PROBLEM: Please set down all the lines beneath this one exactly, without the pictures.
↓
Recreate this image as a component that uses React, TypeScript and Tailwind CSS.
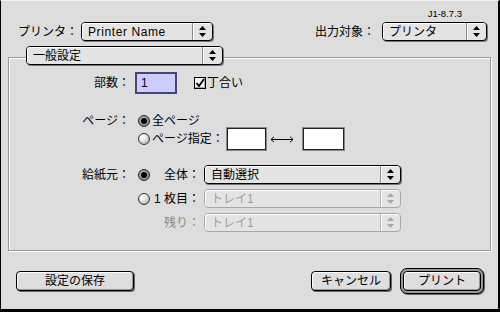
import React from "react";

function Arrows({ disabled }: { disabled?: boolean }) {
  const c = disabled ? "#a6a6a6" : "#000";
  return (
    <svg width="7" height="11" viewBox="0 0 7 11">
      <path d="M3.5 0 L7 4 L0 4 Z" fill={c} />
      <path d="M0 7 L7 7 L3.5 11 Z" fill={c} />
    </svg>
  );
}

function Popup({ label, w, disabled, latin }: { label: string; w: string; disabled?: boolean; latin?: boolean }) {
  return (
    <div
      className={`flex items-stretch h-[19px] rounded-[4px] border bg-[#e4e4e4] shrink-0 ${w} ${
        disabled ? "border-[#a8a8a8] text-[#a0a0a0]" : "border-black text-black shadow-[1px_1px_0_#777]"
      }`}
    >
      <div
        className={`flex-1 flex items-center pl-[6px] leading-[14px] rounded-l-[3px] shadow-[inset_1px_1px_0_#fff] ${
          latin ? "tracking-[0.6px]" : ""
        }`}
      >
        {label}
      </div>
      <div
        className={`w-[20px] flex items-center justify-center border-l rounded-r-[3px] shadow-[inset_1px_1px_0_#fff] ${
          disabled ? "border-[#b4b4b4]" : "border-[#8a8a8a]"
        }`}
      >
        <Arrows disabled={disabled} />
      </div>
    </div>
  );
}

function Radio({ on }: { on?: boolean }) {
  if (on) {
    return (
      <div className="w-[12px] h-[12px] rounded-full border border-[#222] bg-[radial-gradient(circle_at_40%_35%,#bbbbbb_0%,#777777_100%)] flex items-center justify-center shrink-0">
        <div className="w-[6px] h-[6px] rounded-full bg-black" />
      </div>
    );
  }
  return (
    <div className="w-[12px] h-[12px] rounded-full border border-[#333] bg-[radial-gradient(circle_at_35%_30%,#ffffff_0%,#f0f0f0_30%,#9a9a9a_100%)] shrink-0" />
  );
}

function Checkbox() {
  return (
    <div className="w-[12px] h-[12px] border border-black bg-[#f2f2f2] shadow-[inset_-1px_-1px_0_#aaa] shrink-0 flex items-center justify-center">
      <svg width="10" height="10" viewBox="0 0 10 10">
        <path d="M1.5 5 L4 8 L9 1" stroke="#000" strokeWidth="1.7" fill="none" />
      </svg>
    </div>
  );
}

function Btn({ children, w }: { children: React.ReactNode; w: string }) {
  return (
    <div
      className={`${w} h-[20px] rounded-[4px] border border-black bg-[#dedede] shadow-[inset_1px_1px_0_#fff,inset_-1px_-1px_0_#999,1px_1px_0_#666] flex items-center justify-center leading-[14px]`}
    >
      {children}
    </div>
  );
}

function Field({ w }: { w: string }) {
  return (
    <div className={`${w} h-[22px] bg-white border border-[#222] shadow-[0_0_0_1px_#8a8a8a] shrink-0`} />
  );
}

function LongArrow() {
  return (
    <svg width="24" height="7" viewBox="0 0 24 7" className="shrink-0">
      <path d="M1 3.5 H23" stroke="#000" strokeWidth="1" />
      <path d="M4 0.8 L1 3.5 L4 6.2" stroke="#000" strokeWidth="1" fill="none" />
      <path d="M20 0.8 L23 3.5 L20 6.2" stroke="#000" strokeWidth="1" fill="none" />
    </svg>
  );
}

export default function App() {
  return (
    <div className="w-[500px] h-[312px] bg-[#dddddd] border-l border-r-2 border-b-[3px] border-t border-black border-t-[#eeeeee] flex flex-col text-black text-[12px] leading-[14px] font-['Liberation_Sans','Noto_Sans_CJK_JP',sans-serif]">
      <div className="h-[13px] mt-[6px] flex justify-end pr-[36px] text-[9.5px] leading-[13px]">J1-8.7.3</div>

      <div className="mt-[2px] flex items-center justify-between pl-[17px] pr-[11px]">
        <div className="flex items-center">
          <span className="w-[63px]">プリンタ：</span>
          <Popup w="w-[132px]" label="Printer Name" latin />
        </div>
        <div className="flex items-center">
          <span className="w-[67px]">出力対象：</span>
          <Popup w="w-[105px]" label="プリンタ" />
        </div>
      </div>

      <div className="ml-[7px] mt-[16px] w-[483px] h-[194px] border border-[#999] shadow-[inset_1px_1px_0_#fff,1px_1px_0_#fff] flex flex-col">
        <div className="-mt-[12px] ml-[17px] flex">
          <Popup w="w-[197px]" label="一般設定" />
        </div>

        <div className="mt-[7px] flex items-center h-[22px]">
          <span className="w-[121px] text-right">部数：</span>
          <div className="ml-[5px] w-[42px] h-[22px] border-2 border-[#45457a] bg-[#ccccff] flex items-center pl-[4px]">1</div>
          <div className="ml-[17px] flex items-center gap-[1px]">
            <Checkbox />
            <span>丁合い</span>
          </div>
        </div>

        <div className="mt-[20px] flex items-center h-[14px]">
          <span className="w-[121px] text-right">ページ：</span>
          <div className="ml-[8px] flex items-center">
            <Radio on />
          </div>
          <span className="ml-[2px]">全ページ</span>
        </div>

        <div className="flex items-center h-[22px]">
          <div className="ml-[129px] flex items-center">
            <Radio />
          </div>
          <span className="ml-[2px]">ページ指定：</span>
          <div className="ml-[3px] flex items-center">
            <Field w="w-[39px]" />
            <div className="ml-[4px] mr-[9px] flex items-center">
              <LongArrow />
            </div>
            <Field w="w-[41px]" />
          </div>
        </div>

        <div className="mt-[15px] flex items-center h-[19px]">
          <span className="w-[121px] text-right">給紙元：</span>
          <div className="ml-[8px] flex items-center">
            <Radio on />
          </div>
          <span className="w-[50px] text-right">全体：</span>
          <div className="ml-[4px] flex">
            <Popup w="w-[197px]" label="自動選択" />
          </div>
        </div>

        <div className="mt-[5px] flex items-center h-[19px]">
          <div className="ml-[129px] flex items-center">
            <Radio />
          </div>
          <span className="w-[50px] text-right">1 枚目：</span>
          <div className="ml-[4px] flex">
            <Popup w="w-[197px]" label="トレイ1" disabled />
          </div>
        </div>

        <div className="mt-[5px] flex items-center h-[19px]">
          <span className="ml-[141px] w-[50px] text-right text-[#8a8a8a]">残り：</span>
          <div className="ml-[4px] flex">
            <Popup w="w-[197px]" label="トレイ1" disabled />
          </div>
        </div>
      </div>

      <div className="mt-[17px] h-[26px] flex items-center justify-between pl-[15px] pr-[14px]">
        <Btn w="w-[118px]">設定の保存</Btn>
        <div className="flex items-center gap-[9px]">
          <Btn w="w-[80px]">キャンセル</Btn>
          <div className="w-[84px] h-[26px] rounded-[7px] border border-black bg-[#9a9a9a] p-[2px] shadow-[1px_1px_0_#666]">
            <div className="w-full h-full rounded-[4px] border border-black bg-[#dedede] shadow-[inset_1px_1px_0_#fff,inset_-1px_-1px_0_#999] flex items-center justify-center leading-[14px]">
              プリント
            </div>
          </div>
        </div>
      </div>
    </div>
  );
}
↑
IN RESPONSE:
Recreate this image as a component that uses React, TypeScript and Tailwind CSS.
import React from "react";

function Arrows({ disabled }: { disabled?: boolean }) {
  const c = disabled ? "#a6a6a6" : "#000";
  return (
    <svg width="7" height="11" viewBox="0 0 7 11">
      <path d="M3.5 0 L7 4 L0 4 Z" fill={c} />
      <path d="M0 7 L7 7 L3.5 11 Z" fill={c} />
    </svg>
  );
}

function Popup({ label, w, disabled, latin }: { label: string; w: string; disabled?: boolean; latin?: boolean }) {
  return (
    <div
      className={`flex items-stretch h-[19px] rounded-[4px] border bg-[#e4e4e4] shrink-0 ${w} ${
        disabled ? "border-[#a8a8a8] text-[#a0a0a0]" : "border-black text-black shadow-[1px_1px_0_#777]"
      }`}
    >
      <div
        className={`flex-1 flex items-center pl-[6px] leading-[14px] rounded-l-[3px] shadow-[inset_1px_1px_0_#fff] ${
          latin ? "tracking-[0.6px]" : ""
        }`}
      >
        {label}
      </div>
      <div
        className={`w-[20px] flex items-center justify-center border-l rounded-r-[3px] shadow-[inset_1px_1px_0_#fff] ${
          disabled ? "border-[#b4b4b4]" : "border-[#8a8a8a]"
        }`}
      >
        <Arrows disabled={disabled} />
      </div>
    </div>
  );
}

function Radio({ on }: { on?: boolean }) {
  if (on) {
    return (
      <div className="w-[12px] h-[12px] rounded-full border border-[#222] bg-[radial-gradient(circle_at_40%_35%,#bbbbbb_0%,#777777_100%)] flex items-center justify-center shrink-0">
        <div className="w-[6px] h-[6px] rounded-full bg-black" />
      </div>
    );
  }
  return (
    <div className="w-[12px] h-[12px] rounded-full border border-[#333] bg-[radial-gradient(circle_at_35%_30%,#ffffff_0%,#f0f0f0_30%,#9a9a9a_100%)] shrink-0" />
  );
}

function Checkbox() {
  return (
    <div className="w-[12px] h-[12px] border border-black bg-[#f2f2f2] shadow-[inset_-1px_-1px_0_#aaa] shrink-0 flex items-center justify-center">
      <svg width="10" height="10" viewBox="0 0 10 10">
        <path d="M1.5 5 L4 8 L9 1" stroke="#000" strokeWidth="1.7" fill="none" />
      </svg>
    </div>
  );
}

function Btn({ children, w }: { children: React.ReactNode; w: string }) {
  return (
    <div
      className={`${w} h-[20px] rounded-[4px] border border-black bg-[#dedede] shadow-[inset_1px_1px_0_#fff,inset_-1px_-1px_0_#999,1px_1px_0_#666] flex items-center justify-center leading-[14px]`}
    >
      {children}
    </div>
  );
}

function Field({ w }: { w: string }) {
  return (
    <div className={`${w} h-[22px] bg-white border border-[#222] shadow-[0_0_0_1px_#8a8a8a] shrink-0`} />
  );
}

function LongArrow() {
  return (
    <svg width="24" height="7" viewBox="0 0 24 7" className="shrink-0">
      <path d="M1 3.5 H23" stroke="#000" strokeWidth="1" />
      <path d="M4 0.8 L1 3.5 L4 6.2" stroke="#000" strokeWidth="1" fill="none" />
      <path d="M20 0.8 L23 3.5 L20 6.2" stroke="#000" strokeWidth="1" fill="none" />
    </svg>
  );
}

export default function App() {
  return (
    <div className="w-[500px] h-[312px] bg-[#dddddd] border-l border-r-2 border-b-[3px] border-t border-black border-t-[#eeeeee] flex flex-col text-black text-[12px] leading-[14px] font-['Liberation_Sans','Noto_Sans_CJK_JP',sans-serif]">
      <div className="h-[13px] mt-[6px] flex justify-end pr-[36px] text-[9.5px] leading-[13px]">J1-8.7.3</div>

      <div className="mt-[2px] flex items-center justify-between pl-[17px] pr-[11px]">
        <div className="flex items-center">
          <span className="w-[63px]">プリンタ：</span>
          <Popup w="w-[132px]" label="Printer Name" latin />
        </div>
        <div className="flex items-center">
          <span className="w-[67px]">出力対象：</span>
          <Popup w="w-[105px]" label="プリンタ" />
        </div>
      </div>

      <div className="ml-[7px] mt-[16px] w-[483px] h-[194px] border border-[#999] shadow-[inset_1px_1px_0_#fff,1px_1px_0_#fff] flex flex-col">
        <div className="-mt-[12px] ml-[17px] flex">
          <Popup w="w-[197px]" label="一般設定" />
        </div>

        <div className="mt-[7px] flex items-center h-[22px]">
          <span className="w-[121px] text-right">部数：</span>
          <div className="ml-[5px] w-[42px] h-[22px] border-2 border-[#45457a] bg-[#ccccff] flex items-center pl-[4px]">1</div>
          <div className="ml-[17px] flex items-center gap-[1px]">
            <Checkbox />
            <span>丁合い</span>
          </div>
        </div>

        <div className="mt-[20px] flex items-center h-[14px]">
          <span className="w-[121px] text-right">ページ：</span>
          <div className="ml-[8px] flex items-center">
            <Radio on />
          </div>
          <span className="ml-[2px]">全ページ</span>
        </div>

        <div className="flex items-center h-[22px]">
          <div className="ml-[129px] flex items-center">
            <Radio />
          </div>
          <span className="ml-[2px]">ページ指定：</span>
          <div className="ml-[3px] flex items-center">
            <Field w="w-[39px]" />
            <div className="ml-[4px] mr-[9px] flex items-center">
              <LongArrow />
            </div>
            <Field w="w-[41px]" />
          </div>
        </div>

        <div className="mt-[15px] flex items-center h-[19px]">
          <span className="w-[121px] text-right">給紙元：</span>
          <div className="ml-[8px] flex items-center">
            <Radio on />
          </div>
          <span className="w-[50px] text-right">全体：</span>
          <div className="ml-[4px] flex">
            <Popup w="w-[197px]" label="自動選択" />
          </div>
        </div>

        <div className="mt-[5px] flex items-center h-[19px]">
          <div className="ml-[129px] flex items-center">
            <Radio />
          </div>
          <span className="w-[50px] text-right">1 枚目：</span>
          <div className="ml-[4px] flex">
            <Popup w="w-[197px]" label="トレイ1" disabled />
          </div>
        </div>

        <div className="mt-[5px] flex items-center h-[19px]">
          <span className="ml-[141px] w-[50px] text-right text-[#8a8a8a]">残り：</span>
          <div className="ml-[4px] flex">
            <Popup w="w-[197px]" label="トレイ1" disabled />
          </div>
        </div>
      </div>

      <div className="mt-[17px] h-[26px] flex items-center justify-between pl-[15px] pr-[14px]">
        <Btn w="w-[118px]">設定の保存</Btn>
        <div className="flex items-center gap-[9px]">
          <Btn w="w-[80px]">キャンセル</Btn>
          <div className="w-[84px] h-[26px] rounded-[7px] border border-black bg-[#9a9a9a] p-[2px] shadow-[1px_1px_0_#666]">
            <div className="w-full h-full rounded-[4px] border border-black bg-[#dedede] shadow-[inset_1px_1px_0_#fff,inset_-1px_-1px_0_#999] flex items-center justify-center leading-[14px]">
              プリント
            </div>
          </div>
        </div>
      </div>
    </div>
  );
}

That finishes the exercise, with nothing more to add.